While much of what happens is predictable to an extent, there’s enough threat on offer from his fellow townsfolk that you’re not sure how the story will go, and indeed the end leaves things open with many relationships mended but underlying resentment still seeping in the cracks.


Disney’s take on the Rapunzel fairytale makes for an enjoyable knockabout comedy.
In this adaptation Rapunzel was kidnapped as a baby by a witch, who now pretends to be her mother, because her hair has rejuvenating properties.
On her 18th birthday when the witch is out, the tower prison is invaded by the bandit Flynn who is on the run, and thus begins a hearty adventure involving a stubborn horse, bandits with hearts of gold and a fair amount of slapstick.

Inevitably Rapunzel is restored to her rightful royal place, gets the guy and the witch pops her clogs, happily ever after etc., but the journey is an amusing one and it’s quite fun to spend time in the company of these characters.

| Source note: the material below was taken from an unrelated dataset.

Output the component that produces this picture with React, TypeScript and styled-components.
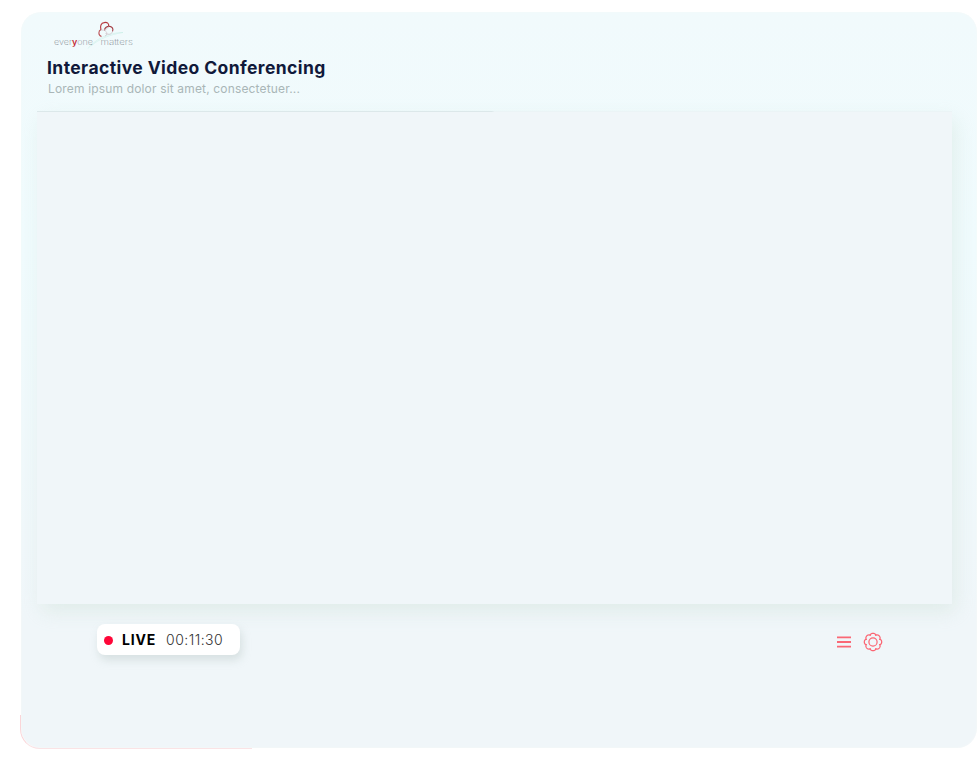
import React from "react";
import styled, { createGlobalStyle } from "styled-components";

const GlobalStyle = createGlobalStyle`
  * { box-sizing: border-box; }
  body { margin: 0; background: #fff; font-family: Inter, "Open Sans", sans-serif; overflow: hidden; }
`;

const Page = styled.div`
  height: 758px;
  padding: 12px 2.5px 10px 20.5px;
`;

const Panel = styled.main`
  position: relative;
  height: 736px;
  padding: 9px 24px 0 16.5px;
  border-radius: 20px;
  background: linear-gradient(#f1fafc 0%, #f0fbfd 32%, #f0f6f9 83%, #f0f6f9 100%);
  box-shadow: inset 0 0 2px #f7f9f8;
`;

const CornerAccent = styled.span`
  position: absolute;
  left: -0.5px;
  bottom: -1px;
  width: 232px;
  height: 34px;
  border-left: 1px solid #fad5d8;
  border-bottom: 1px solid #fae3e5;
  border-bottom-left-radius: 20px;
`;

const Header = styled.header`
  display: flex;
  flex-direction: column;
  height: 90px;
  padding-left: 10px;
`;

const Logo = styled.svg`
  width: 90px;
  height: 30px;
  margin-left: 3px;
  flex: none;
`;

const Title = styled.h1`
  margin: 5px 0 0;
  font-size: 17.5px;
  line-height: 24px;
  font-weight: 700;
  letter-spacing: 0.41px;
  color: #10193a;
  white-space: nowrap;
`;

const Subtitle = styled.p`
  margin: -1px 0 0 1px;
  font-size: 12px;
  line-height: 20px;
  letter-spacing: 0.16px;
  color: #a9b6b7;
  white-space: nowrap;
`;

const Stage = styled.section`
  height: 493px;
  width: 915px;
  background: #f0f6f9;
  border-top: 1px solid;
  border-image: linear-gradient(90deg, #dce8ea 49.7%, #ebf4f6 50%) 1;
  box-shadow: 4px 8px 18px -1px rgba(190, 215, 199, 0.32);
`;

const Footer = styled.footer`
  display: flex;
  justify-content: space-between;
  padding: 20px 70px 0 60px;
`;

const LiveBadge = styled.div`
  display: flex;
  align-items: center;
  width: 143px;
  height: 31px;
  padding-left: 7px;
  border-radius: 8px;
  background: #fff;
  box-shadow: 2px 5px 9px rgba(174, 190, 187, 0.38);
  white-space: nowrap;
`;

const Dot = styled.span`
  width: 9px;
  height: 9px;
  margin: 1px 9px 0 0;
  border-radius: 50%;
  background: #ff0638;
`;

const LiveLabel = styled.strong`
  width: 44px;
  font-size: 14px;
  font-weight: 700;
  letter-spacing: 0.85px;
  color: #000;
`;

const Timer = styled.time`
  font-size: 14px;
  font-weight: 300;
  letter-spacing: 0.48px;
  color: #333;
`;

const Actions = styled.div`
  display: flex;
  align-items: center;
  gap: 12px;
  height: 36px;
`;

const IconButton = styled.button`
  display: flex;
  padding: 0;
  border: 0;
  background: none;
`;

const gearPath =
  Array.from({ length: 128 }, (_, i) => {
    const a = (i / 128) * Math.PI * 2;
    const r = 7.1 + 1.6 * Math.sqrt(Math.abs(Math.cos(4 * a)));
    return `${i ? "L" : "M"}${(10 + r * Math.sin(a)).toFixed(2)} ${(10 - r * Math.cos(a)).toFixed(2)}`;
  }).join("") + "Z";

export default function App() {
  return (
    <>
      <GlobalStyle />
      <Page>
        <Panel>
          <CornerAccent />
          <Header>
            <Logo viewBox="0 0 90 30" fill="none">
              <path d="M38 27.5C45 18.5 58 11.5 73 11.5C60 13.5 49 18 41 25" stroke="#c5ece4" strokeWidth="0.5" />
              <g strokeWidth="1.1">
                <path d="M51 9C49.8 5.5 51 1.7 54.2 1.6C57 .8 59.5 2.6 58.5 5.5" stroke="#b5383e" />
                <path d="M54.5 9.5C54.5 6.5 57 5.2 59.8 5.4C62.4 5.7 63.6 8 62.5 10.5" stroke="#a33b42" />
                <path d="M51 8.5C48.2 9.7 48 14.3 51.5 15.5" stroke="#bd5459" />
                <path d="M51 9C54.5 9.6 57 8.5 58.5 5.5M54.5 9.5C57.5 10.5 57.5 14 55 15.2M55.5 12.4C59.2 14.2 61.8 13 62.5 10.5" stroke="#cdbfc4" strokeWidth="0.7" />
              </g>
              <g fontFamily='Inter, sans-serif' fontSize="8" fontWeight="200" fill="#7c858c">
                <text x="4" y="23.8" textLength="39" lengthAdjust="spacingAndGlyphs">
                  ever<tspan fill="#c52b35" fontWeight="600">y</tspan>one
                </text>
                <text x="50.5" y="23.8" textLength="32.5" lengthAdjust="spacingAndGlyphs">matters</text>
              </g>
            </Logo>
            <Title>Interactive Video Conferencing</Title>
            <Subtitle>Lorem ipsum dolor sit amet, consectetuer...</Subtitle>
          </Header>
          <Stage />
          <Footer>
            <LiveBadge>
              <Dot />
              <LiveLabel>LIVE</LiveLabel>
              <Timer>00:11:30</Timer>
            </LiveBadge>
            <Actions>
              <IconButton aria-label="Menu">
                <svg width="14" height="12" viewBox="0 0 14 12" stroke="#fa6876" strokeWidth="1.8">
                  <path d="M0 1.4H14M0 6H14M0 10.6H14" />
                </svg>
              </IconButton>
              <IconButton aria-label="Settings">
                <svg width="20" height="20" viewBox="0 0 20 20" fill="none" stroke="#fb6472" strokeWidth="1.2" strokeLinejoin="round">
                  <path d={gearPath} />
                  <circle cx="10" cy="10" r="4.1" />
                </svg>
              </IconButton>
            </Actions>
          </Footer>
        </Panel>
      </Page>
    </>
  );
}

Not a Disney classic but certainly one of the better of the more recent non-Pixar efforts.

The Princess and the Frog

Very much in keeping with Disney’s middle era, the Princess and the Frog is a transplanting of the classic fairytale to 1920’s New Orleans, cueing a focus on food, music and voodoo.
The first Disney film to return to traditional animation techniques since 2004’s Home on the Range, this is an old school musical fairytale with a heavy New Orleans influence on the tunes.
As the saying goes, the devil has the best tunes, and that’s true of this film, with the better songs, scenes and characters related to the world of voodoo and the recurring antagonist, Dr. Facilier.
Tiana, our heroine, is the first African American Disney princess, but her character is rather damp and earnest, dreaming of opening the restaurant her late father always wanted, only ending up with her prince due to the twists of the story rather than her own grand designs.

As Disney films go it’s certainly watchable, but it won’t be joining a list that you’ll be happy to sit and watch with your kids over and over again, except maybe if you skip forward to the best tunes.